### RECORDED DATA
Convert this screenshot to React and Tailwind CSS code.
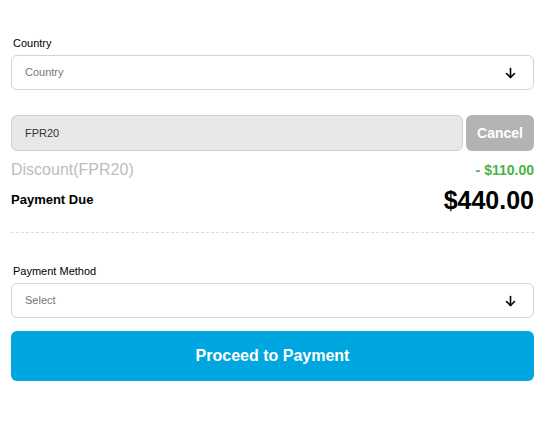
import React from "react";

function Arrow() {
  return (
    <svg width="11" height="12" viewBox="0 0 11 12" fill="none" stroke="#000" strokeWidth="1.6" strokeLinecap="round" strokeLinejoin="round">
      <path d="M5.5 1.5v9" />
      <path d="M1.5 6.5l4 4 4-4" />
    </svg>
  );
}

function SelectBox({ placeholder }) {
  return (
    <div className="flex h-[35px] items-center justify-between rounded-[6px] border border-[#d3d3d3] bg-white pl-[13px] pr-[17px]">
      <span className="text-[11px] text-[#777]">{placeholder}</span>
      <Arrow />
    </div>
  );
}

export default function App() {
  return (
    <div className="min-h-[435px] w-[550px] bg-white" style={{ fontFamily: '"Liberation Sans", Arial, sans-serif' }}>
      <div className="ml-[11px] w-[523px] pt-[36px]">
        <div className="mb-[5px] pl-[2px] text-[11px] leading-[14px] text-black">Country</div>
        <SelectBox placeholder="Country" />

        <div className="mt-[25px] flex gap-[3px]">
          <div className="flex h-[36px] flex-1 items-center rounded-[6px] border border-[#d0d0d0] bg-[#e8e8e8] pl-[13px] text-[11px] text-[#333]">
            FPR20
          </div>
          <button className="h-[36px] w-[68px] rounded-[6px] bg-[#b3b3b3] text-[14px] font-bold text-white">Cancel</button>
        </div>

        <div className="mt-[9px] flex items-center justify-between">
          <span className="text-[16px] leading-[20px] text-[#bdbdbd]">Discount(FPR20)</span>
          <span className="text-[14px] font-bold leading-[20px] text-[#47b347]">- $110.00</span>
        </div>

        <div className="mt-[4px] flex items-center justify-between">
          <span className="text-[13px] font-bold leading-[20px] text-black">Payment Due</span>
          <span className="text-[25px] font-bold leading-[32px] text-black">$440.00</span>
        </div>

        <div className="mt-[16px] border-t border-dashed border-[#dcdcdc]" />

        <div className="mt-[31px] mb-[5px] pl-[2px] text-[11px] leading-[14px] text-black">Payment Method</div>
        <SelectBox placeholder="Select" />

        <button className="mt-[13px] h-[50px] w-full rounded-[6px] bg-[#00a6df] text-[16px] font-bold text-white">
          Proceed to Payment
        </button>
      </div>
    </div>
  );
}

### WHAT YOU NEED TO DO
From the first line above down to the line with "import React from", reproduce every line and no others, omitting pictures.

### WRITTEN REPLY
Convert this screenshot to React and Tailwind CSS code.
import React from "react";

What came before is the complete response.